It’s called a cupboard.
Onward with Merlin.
The Mark of Nimueh
I remember Nimueh from Mallory’s version. In it, Merlin tries to date-rape her so she turns him into a tree. He stays as a tree to this day, according to Mallory. How sad.
I know nothing about the historical relevance of these legends, the themes, the character motivations and such, but I do remember how much terrible sex and romance and attempted rape is in the Mallory version. I remember how the female characters make no sense, and in some cases are cartoonishly ridiculous (like Elaine fainting twice, ten minutes apart, because she sees Lancelot’s wounds, which was freaking hilarious). Also that Mallory wrote the whole thing while in prison for rape, so GO FIGURE.
In this episode, the first real depiction of Gwen and Morgana’s friendship appears. I like this friendship a lot, until eventually Morgana, who goes evil for reasons, gets jealous about Gwen inevitably becoming queen even though Morgana has never actually wanted to marry Arthur.
Anyway, I’m sure all of that will become clearer when I get there. For now, Nimueh is causing a ruckus. Arthur thinks Gwen is a sorcerer because Merlin has gotten carried away. This is awkward.
One of my favourite aspects of Gwen’s character in these early episodes is that she’ll say something, and then quickly apologizes for making assumptions when she hasn’t really made any. It’s cute and relatable.
Morgana teases Arthur into helping her and Merlin save Gwen, and that’s my favourite part.
The Poisoned Chalice
Nimueh part 2!
Merlin acts as a poison-checker and almost dies, but still manages to intervene in everything Arthur does anyway.
Uther acts like a world-class villain and throws Merlin’s antidote that Arthur just risked his life getting on the floor. But it’s worth it in the end because Arthur teams up with Gwen to secretly get the antidote to Merlin anyway.
But why Nimueh lured Arthur out there just to not kill him is definitely a question I have. She says, “It’s not your destiny to die at my hand,” and, I do wish they would have lightened up on the destiny stuff. It doesn’t even pay off well, as far as I can remember.

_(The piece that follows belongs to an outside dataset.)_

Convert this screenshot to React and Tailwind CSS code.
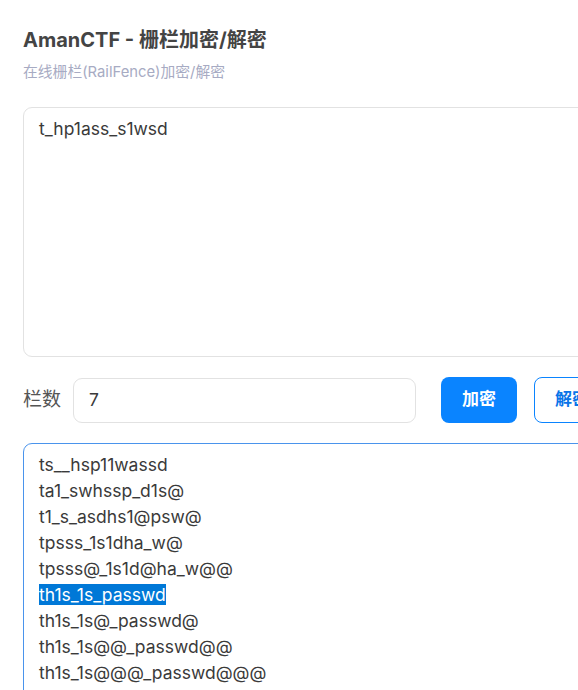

That said, this was an exciting episode.
Lancelot saves Merlin from Buckbeak. Arthur pronounces his name “Lance… a lot.” And is mean to him. They knight him, then immediately find out he’s not knight material for whatever reason. A commoner? Probably.
I wish they’d made him French, like he’s supposed to be, but prejudice about commoners is already an established issue for Uther and Arthur, whereas prejudice about different countries never is, so, whatever.
Lancelot kills Buckbeak with Merlin’s help, and here’s another wish I have: I wish this show were less like Dungeons and Dragons, wherein usually when encountering a magical creature you have to fight and kill it. Or maybe that’s just what happens during the campaigns I play. Either way, every once in a while if Camelotians would just… be nice to the beast, stop destroying its habitat or return an object that belongs to it or what have you, this would be a better show. In this particular episode Buckbeak has zero motivation except the taste for human flesh. Which is amazing, but wouldn’t it be nicer if Merlin used magic to befriend it and teach it about plant-based substitutes?
Lancelot is way too heroic for no reason. Everyone except Merlin and Gwen treat him like garbage and he’s really nice about it, so, OK.